In the listing below, find every line containing "index" and copy it out.
◇ ◇ ◇ ◇
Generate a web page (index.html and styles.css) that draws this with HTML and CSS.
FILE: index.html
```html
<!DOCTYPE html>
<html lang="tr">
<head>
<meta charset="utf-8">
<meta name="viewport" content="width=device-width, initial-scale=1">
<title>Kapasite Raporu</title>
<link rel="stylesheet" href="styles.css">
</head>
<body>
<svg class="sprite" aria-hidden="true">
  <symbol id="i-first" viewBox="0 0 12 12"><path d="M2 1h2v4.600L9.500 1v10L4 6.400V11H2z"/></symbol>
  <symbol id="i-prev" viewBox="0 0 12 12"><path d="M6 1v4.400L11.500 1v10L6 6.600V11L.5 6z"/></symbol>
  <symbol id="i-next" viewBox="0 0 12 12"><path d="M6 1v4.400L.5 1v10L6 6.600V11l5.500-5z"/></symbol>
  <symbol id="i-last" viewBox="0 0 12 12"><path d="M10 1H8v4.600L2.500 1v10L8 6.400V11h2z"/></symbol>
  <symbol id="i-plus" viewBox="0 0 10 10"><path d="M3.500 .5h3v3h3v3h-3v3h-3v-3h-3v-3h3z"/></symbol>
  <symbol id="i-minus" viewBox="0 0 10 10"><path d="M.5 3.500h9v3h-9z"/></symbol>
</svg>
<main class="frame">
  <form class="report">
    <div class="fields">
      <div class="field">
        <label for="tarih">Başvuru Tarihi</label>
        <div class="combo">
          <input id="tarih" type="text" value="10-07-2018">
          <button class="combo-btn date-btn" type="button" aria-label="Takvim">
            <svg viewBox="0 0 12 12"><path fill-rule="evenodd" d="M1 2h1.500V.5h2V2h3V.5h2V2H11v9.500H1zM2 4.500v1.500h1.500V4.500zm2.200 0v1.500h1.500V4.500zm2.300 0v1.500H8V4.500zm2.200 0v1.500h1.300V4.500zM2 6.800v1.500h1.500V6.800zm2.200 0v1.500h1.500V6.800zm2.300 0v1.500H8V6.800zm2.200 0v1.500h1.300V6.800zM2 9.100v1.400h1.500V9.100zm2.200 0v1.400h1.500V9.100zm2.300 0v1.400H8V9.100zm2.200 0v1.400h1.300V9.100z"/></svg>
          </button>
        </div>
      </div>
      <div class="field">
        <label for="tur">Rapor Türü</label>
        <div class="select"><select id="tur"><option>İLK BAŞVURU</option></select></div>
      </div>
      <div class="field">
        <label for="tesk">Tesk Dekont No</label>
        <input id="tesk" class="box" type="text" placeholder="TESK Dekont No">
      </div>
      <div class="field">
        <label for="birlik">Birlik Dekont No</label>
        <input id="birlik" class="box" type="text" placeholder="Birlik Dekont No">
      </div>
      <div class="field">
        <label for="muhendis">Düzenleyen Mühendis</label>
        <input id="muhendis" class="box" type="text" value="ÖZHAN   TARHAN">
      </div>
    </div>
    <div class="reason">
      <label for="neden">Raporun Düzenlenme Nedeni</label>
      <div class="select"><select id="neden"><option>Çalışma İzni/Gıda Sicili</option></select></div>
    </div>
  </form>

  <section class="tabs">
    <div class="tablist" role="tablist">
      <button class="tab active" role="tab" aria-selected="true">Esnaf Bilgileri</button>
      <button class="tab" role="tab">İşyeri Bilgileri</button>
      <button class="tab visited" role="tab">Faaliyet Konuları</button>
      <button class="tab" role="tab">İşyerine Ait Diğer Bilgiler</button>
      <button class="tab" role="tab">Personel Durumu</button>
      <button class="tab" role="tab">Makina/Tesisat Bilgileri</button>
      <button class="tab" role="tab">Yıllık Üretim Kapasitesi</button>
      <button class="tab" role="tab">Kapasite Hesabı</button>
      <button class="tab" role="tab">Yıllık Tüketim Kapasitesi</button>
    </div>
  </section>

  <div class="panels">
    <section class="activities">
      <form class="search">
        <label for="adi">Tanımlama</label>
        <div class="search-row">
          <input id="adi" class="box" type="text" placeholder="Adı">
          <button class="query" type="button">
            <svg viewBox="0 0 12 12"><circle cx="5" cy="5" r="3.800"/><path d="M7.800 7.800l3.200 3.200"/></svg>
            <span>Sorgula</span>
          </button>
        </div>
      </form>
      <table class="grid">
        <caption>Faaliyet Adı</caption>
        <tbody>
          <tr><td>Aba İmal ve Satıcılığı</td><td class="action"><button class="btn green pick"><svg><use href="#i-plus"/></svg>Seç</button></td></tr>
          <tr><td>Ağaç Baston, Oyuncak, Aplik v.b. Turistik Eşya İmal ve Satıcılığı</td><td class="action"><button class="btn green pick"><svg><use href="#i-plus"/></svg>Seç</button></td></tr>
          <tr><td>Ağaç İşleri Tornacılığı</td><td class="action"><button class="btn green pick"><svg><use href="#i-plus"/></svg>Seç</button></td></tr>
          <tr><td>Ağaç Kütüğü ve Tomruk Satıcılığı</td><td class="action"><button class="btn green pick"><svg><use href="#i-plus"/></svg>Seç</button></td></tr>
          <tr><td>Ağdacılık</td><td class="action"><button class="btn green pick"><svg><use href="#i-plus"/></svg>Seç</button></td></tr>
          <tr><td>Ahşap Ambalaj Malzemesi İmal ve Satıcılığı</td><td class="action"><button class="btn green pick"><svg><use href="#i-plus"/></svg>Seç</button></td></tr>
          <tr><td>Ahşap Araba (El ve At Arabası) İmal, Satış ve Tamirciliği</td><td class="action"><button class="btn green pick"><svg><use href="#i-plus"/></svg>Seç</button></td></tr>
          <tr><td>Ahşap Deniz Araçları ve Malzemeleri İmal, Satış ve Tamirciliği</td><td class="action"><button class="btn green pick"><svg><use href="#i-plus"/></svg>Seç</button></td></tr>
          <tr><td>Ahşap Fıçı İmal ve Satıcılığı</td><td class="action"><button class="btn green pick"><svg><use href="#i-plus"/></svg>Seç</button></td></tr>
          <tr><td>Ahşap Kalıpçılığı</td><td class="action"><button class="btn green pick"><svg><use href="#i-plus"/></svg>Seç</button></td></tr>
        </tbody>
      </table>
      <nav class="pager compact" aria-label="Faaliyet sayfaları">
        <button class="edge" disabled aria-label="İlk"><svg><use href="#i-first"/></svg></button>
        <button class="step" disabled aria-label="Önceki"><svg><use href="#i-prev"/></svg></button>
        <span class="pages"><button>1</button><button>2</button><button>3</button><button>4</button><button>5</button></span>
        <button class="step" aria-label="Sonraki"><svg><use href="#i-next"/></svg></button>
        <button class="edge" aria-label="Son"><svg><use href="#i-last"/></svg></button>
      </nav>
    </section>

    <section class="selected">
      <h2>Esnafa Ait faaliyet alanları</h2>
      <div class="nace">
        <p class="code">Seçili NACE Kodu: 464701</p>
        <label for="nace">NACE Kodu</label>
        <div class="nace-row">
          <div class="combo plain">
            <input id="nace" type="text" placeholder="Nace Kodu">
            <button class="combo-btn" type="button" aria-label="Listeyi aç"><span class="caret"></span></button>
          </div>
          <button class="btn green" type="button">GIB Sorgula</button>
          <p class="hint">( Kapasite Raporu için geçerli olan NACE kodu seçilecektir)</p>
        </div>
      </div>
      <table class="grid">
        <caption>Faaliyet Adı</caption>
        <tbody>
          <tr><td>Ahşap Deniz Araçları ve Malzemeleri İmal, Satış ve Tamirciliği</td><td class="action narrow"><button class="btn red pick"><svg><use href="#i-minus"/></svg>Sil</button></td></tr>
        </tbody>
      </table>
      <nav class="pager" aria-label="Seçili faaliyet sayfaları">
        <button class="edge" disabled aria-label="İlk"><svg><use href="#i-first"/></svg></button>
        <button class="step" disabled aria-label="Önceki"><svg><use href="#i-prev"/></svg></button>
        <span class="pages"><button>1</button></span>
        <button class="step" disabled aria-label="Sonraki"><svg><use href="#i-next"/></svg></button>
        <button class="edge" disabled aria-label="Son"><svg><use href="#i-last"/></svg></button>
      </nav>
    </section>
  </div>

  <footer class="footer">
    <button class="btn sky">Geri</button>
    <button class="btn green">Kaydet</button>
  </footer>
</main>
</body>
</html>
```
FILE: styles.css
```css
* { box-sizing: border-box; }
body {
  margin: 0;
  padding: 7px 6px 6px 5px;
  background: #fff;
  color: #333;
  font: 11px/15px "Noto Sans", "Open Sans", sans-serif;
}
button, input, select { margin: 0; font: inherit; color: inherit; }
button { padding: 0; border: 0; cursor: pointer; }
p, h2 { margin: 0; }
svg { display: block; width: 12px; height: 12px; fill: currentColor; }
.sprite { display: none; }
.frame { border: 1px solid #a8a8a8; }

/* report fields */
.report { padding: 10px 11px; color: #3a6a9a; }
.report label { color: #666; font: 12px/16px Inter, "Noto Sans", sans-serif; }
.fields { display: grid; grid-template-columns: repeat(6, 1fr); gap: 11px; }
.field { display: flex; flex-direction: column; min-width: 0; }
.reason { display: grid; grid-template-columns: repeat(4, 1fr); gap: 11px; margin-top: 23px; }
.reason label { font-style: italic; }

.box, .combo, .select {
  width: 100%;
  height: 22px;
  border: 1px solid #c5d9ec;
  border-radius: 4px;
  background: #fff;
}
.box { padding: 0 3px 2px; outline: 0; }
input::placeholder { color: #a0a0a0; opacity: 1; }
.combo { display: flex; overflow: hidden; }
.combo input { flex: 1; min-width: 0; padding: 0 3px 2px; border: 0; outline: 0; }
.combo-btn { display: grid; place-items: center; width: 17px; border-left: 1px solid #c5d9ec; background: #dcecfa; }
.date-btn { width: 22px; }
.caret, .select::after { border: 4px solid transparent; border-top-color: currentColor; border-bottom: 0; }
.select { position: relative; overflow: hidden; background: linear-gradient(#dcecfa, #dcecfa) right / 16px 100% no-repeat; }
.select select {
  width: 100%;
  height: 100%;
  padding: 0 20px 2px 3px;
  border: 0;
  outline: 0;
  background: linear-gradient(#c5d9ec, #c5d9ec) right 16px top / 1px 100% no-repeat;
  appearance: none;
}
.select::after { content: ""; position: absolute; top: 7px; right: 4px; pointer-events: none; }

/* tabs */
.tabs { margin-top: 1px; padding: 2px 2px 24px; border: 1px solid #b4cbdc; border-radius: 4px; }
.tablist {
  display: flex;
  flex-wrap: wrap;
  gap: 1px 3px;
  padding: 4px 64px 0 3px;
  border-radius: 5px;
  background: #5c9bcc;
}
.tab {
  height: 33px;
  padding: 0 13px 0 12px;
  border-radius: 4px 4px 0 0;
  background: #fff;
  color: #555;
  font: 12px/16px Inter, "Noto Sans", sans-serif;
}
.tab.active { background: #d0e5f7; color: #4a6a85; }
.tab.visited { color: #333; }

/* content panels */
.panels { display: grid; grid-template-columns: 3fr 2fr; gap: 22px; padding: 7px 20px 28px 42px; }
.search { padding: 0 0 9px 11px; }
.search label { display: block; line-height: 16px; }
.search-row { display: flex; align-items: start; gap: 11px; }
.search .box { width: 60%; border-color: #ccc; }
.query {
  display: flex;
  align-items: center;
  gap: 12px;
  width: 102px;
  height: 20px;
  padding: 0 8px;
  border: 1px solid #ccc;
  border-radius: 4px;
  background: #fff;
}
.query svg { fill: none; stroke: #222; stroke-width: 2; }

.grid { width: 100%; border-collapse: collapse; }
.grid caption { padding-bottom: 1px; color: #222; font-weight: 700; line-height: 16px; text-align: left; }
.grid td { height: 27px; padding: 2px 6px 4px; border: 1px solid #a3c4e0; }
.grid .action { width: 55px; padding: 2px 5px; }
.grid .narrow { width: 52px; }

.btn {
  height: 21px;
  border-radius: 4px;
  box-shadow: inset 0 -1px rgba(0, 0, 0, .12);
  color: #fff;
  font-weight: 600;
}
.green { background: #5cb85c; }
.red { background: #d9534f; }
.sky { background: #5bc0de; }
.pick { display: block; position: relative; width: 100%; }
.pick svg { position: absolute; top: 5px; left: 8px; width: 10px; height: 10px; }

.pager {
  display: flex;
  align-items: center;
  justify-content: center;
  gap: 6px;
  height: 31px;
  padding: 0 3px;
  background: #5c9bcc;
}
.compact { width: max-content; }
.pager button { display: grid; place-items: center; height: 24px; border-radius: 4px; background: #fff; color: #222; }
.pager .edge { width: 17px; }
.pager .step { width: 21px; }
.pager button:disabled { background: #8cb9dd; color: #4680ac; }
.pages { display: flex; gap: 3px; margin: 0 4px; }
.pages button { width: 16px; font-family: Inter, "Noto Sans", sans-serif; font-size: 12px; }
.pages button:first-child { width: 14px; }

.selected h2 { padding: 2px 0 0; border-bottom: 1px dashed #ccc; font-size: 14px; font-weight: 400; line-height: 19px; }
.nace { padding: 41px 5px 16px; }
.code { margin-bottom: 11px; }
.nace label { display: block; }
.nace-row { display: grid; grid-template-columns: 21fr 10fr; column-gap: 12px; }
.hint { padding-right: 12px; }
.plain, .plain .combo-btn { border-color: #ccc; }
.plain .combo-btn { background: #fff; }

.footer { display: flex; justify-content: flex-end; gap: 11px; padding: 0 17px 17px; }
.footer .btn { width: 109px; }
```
◇ ◇ ◇ ◇
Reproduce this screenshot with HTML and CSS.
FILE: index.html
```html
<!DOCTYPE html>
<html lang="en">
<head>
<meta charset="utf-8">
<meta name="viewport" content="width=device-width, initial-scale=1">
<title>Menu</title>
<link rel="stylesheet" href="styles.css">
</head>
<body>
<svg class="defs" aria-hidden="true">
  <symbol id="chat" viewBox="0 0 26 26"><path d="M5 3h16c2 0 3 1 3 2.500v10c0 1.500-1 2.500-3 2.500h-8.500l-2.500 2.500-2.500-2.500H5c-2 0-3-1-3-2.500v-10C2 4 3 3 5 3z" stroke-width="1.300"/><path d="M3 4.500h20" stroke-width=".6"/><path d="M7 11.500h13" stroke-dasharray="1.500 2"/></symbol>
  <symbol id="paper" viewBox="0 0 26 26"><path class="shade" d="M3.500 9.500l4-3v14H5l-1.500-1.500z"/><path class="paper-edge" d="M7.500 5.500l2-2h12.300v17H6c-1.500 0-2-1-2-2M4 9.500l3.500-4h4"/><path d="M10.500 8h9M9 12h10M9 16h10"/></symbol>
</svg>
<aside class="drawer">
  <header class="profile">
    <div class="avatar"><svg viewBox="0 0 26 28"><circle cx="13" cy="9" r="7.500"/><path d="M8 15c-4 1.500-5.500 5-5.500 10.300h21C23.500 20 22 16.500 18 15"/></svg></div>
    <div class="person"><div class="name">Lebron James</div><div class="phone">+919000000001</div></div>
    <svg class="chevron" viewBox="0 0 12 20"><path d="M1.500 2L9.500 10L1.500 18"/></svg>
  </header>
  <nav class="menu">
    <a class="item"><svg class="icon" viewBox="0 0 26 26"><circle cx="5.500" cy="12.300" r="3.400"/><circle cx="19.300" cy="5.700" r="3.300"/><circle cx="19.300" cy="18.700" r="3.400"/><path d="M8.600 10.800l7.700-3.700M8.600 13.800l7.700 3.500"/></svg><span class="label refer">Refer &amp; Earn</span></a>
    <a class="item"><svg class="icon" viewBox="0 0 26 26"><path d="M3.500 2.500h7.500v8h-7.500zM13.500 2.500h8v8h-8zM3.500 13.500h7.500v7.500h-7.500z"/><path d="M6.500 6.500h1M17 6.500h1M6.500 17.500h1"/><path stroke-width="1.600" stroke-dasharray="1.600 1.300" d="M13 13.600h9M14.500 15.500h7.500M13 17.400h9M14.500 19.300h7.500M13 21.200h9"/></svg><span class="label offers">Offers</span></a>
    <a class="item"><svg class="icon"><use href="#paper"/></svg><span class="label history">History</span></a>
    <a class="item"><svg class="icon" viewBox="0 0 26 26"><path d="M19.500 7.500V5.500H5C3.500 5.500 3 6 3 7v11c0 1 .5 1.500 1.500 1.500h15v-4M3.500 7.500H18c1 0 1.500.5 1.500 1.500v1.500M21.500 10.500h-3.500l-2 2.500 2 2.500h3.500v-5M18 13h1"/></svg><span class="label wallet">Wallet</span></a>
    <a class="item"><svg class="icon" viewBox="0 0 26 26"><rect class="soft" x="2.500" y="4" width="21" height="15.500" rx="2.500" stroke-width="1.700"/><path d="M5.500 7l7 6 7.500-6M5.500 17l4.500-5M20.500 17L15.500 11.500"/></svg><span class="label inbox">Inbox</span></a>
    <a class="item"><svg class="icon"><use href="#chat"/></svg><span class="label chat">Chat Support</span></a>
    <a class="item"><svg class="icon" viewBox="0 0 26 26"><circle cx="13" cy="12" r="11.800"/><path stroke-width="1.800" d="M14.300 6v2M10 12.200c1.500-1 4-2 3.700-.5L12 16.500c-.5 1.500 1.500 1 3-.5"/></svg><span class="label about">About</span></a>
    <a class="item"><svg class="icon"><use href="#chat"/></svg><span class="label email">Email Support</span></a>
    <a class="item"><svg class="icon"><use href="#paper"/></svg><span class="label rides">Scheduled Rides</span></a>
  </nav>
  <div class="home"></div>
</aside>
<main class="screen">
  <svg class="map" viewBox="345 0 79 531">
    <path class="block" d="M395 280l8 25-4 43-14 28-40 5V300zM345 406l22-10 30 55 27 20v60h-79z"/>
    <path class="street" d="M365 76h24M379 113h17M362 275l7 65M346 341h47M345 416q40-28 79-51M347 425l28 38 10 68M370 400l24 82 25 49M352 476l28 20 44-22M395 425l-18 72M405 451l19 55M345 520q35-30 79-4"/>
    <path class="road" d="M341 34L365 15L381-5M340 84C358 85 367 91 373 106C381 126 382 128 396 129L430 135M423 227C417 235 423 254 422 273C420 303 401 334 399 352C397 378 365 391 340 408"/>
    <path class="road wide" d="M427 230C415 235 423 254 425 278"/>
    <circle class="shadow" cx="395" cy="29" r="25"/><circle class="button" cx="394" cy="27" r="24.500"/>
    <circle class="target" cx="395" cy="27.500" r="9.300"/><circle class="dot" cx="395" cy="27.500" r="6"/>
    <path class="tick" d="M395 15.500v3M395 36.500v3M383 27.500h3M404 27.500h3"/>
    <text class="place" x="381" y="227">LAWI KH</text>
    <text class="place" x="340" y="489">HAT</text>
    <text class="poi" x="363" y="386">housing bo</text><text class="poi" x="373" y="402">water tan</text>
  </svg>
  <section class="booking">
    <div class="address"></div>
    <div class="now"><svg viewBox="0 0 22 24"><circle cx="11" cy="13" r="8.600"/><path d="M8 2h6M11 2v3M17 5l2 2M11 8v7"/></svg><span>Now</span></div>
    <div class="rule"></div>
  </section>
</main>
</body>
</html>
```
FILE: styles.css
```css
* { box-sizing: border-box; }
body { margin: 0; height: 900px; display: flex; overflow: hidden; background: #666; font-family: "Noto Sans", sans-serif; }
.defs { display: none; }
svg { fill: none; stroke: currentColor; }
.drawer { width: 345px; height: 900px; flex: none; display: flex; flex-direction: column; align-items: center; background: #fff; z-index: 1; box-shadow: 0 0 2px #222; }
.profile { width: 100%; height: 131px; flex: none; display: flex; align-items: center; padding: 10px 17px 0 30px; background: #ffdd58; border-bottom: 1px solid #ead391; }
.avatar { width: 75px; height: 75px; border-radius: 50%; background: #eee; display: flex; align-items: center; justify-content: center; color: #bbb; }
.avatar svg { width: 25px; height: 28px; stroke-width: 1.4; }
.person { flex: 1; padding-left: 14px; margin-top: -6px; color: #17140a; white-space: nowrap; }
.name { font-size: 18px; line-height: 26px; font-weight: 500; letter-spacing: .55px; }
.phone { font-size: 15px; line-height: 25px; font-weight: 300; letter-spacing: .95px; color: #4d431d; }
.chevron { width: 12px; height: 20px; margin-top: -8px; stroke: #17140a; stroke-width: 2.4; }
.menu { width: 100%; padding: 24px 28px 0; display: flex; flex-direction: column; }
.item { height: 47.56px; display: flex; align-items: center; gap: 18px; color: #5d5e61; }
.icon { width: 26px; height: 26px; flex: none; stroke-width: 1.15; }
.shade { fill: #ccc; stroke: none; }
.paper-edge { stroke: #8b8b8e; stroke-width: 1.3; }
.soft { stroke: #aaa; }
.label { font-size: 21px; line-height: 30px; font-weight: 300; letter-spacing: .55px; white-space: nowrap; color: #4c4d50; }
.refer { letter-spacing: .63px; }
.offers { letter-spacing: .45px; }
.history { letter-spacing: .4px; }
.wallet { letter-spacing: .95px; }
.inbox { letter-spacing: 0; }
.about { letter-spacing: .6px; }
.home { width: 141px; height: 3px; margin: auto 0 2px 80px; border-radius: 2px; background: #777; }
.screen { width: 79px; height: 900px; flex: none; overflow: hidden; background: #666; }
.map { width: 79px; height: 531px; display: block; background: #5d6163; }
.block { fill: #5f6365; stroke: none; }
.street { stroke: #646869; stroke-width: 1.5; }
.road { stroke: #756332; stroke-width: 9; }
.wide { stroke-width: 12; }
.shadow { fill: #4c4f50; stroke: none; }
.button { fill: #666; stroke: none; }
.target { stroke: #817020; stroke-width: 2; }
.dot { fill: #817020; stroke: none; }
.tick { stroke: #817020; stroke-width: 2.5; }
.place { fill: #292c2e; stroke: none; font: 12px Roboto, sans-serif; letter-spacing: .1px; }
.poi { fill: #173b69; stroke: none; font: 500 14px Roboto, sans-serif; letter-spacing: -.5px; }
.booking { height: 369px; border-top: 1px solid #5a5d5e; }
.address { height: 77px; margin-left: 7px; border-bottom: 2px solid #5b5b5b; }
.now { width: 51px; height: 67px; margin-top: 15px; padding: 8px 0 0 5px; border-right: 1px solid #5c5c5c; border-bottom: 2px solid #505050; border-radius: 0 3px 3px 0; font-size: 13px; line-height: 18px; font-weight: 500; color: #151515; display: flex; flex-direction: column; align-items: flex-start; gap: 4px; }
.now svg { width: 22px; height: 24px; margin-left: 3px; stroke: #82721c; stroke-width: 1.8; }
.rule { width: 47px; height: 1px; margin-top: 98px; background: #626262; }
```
◇ ◇ ◇ ◇
= EXERCISE RESPONSE =
Generate a web page (index.html and styles.css) that draws this with HTML and CSS.
FILE: index.html
FILE: index.html
.drawer { width: 345px; height: 900px; flex: none; display: flex; flex-direction: column; align-items: center; background: #fff; z-index: 1; box-shadow: 0 0 2px #222; }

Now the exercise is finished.